Signed-off-by: Thomas Huth <th...@redhat.com>
---
block/file-posix.c | 7 +++++++
1 file changed, 7 insertions(+)
diff --git a/block/file-posix.c b/block/file-posix.c
index 20e14f8e96..7a40428d52 100644
--- a/block/file-posix.c
+++ b/block/file-posix.c
@@ -1675,6 +1675,13 @@ static int handle_aiocb_write_zeroes(void *opaque)
}
s->has_fallocate = false;
} else if (ret != -ENOTSUP) {
+ if (ret == -EINVAL) {
+ /*
+ * File systems like GPFS do not like unaligned byte
ranges,
+ * treat it like unsupported (so caller falls back to
pwrite)
+ */
+ return -ENOTSUP;
This skips the next fallback, using plain fallocate(0) if we write
after the end of the file. Is this intended?

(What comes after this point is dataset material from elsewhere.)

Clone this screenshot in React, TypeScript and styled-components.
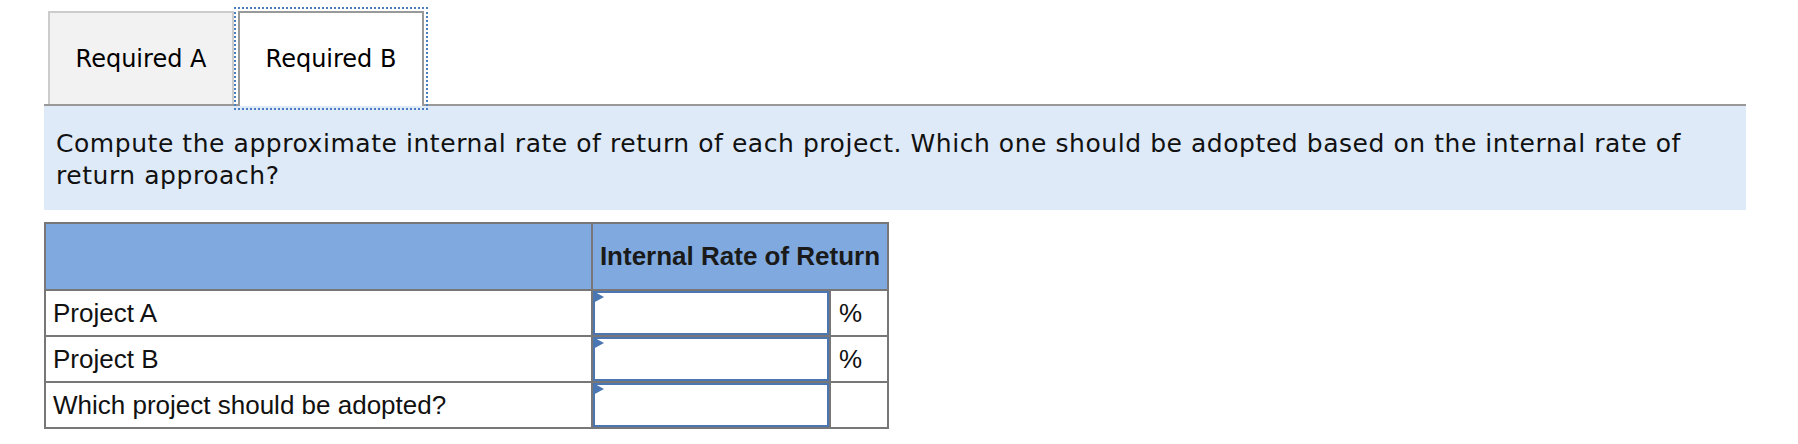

We can treat the buggy EINVAL return value as "filesystem is buggy,
let's not try other options", or "let's try the next option". Since falling
back to actually writing zeroes is so much slower, I think it is better to
try the next option.
I just did the same work-around as in commit 294682cc3a7 ... so if we agree
to try the other options, too, we should change that spot, too...
However, what is not clear to me, how would you handle s->has_write_zeroes
and s->has_discard in such a case? Set them to "false"? ... but it could
still work for some blocks with different alignment ... but if we keep them
set to "true", the code tries again and again to call these ioctls, maybe
wasting other precious cycles for this?
Maybe we should do a different approach instead: In case we hit a EINVAL
here, print an error a la:
error_report_once("You are running on a buggy file system, please complain
to the file system vendor");
and return -ENOTSUP ... then it's hopefully clear to the users why they are
getting a bad performance, and that they should complain to the file system
vendor instead to get their problem fixed.
Ping!
Any recommendations how to proceed here?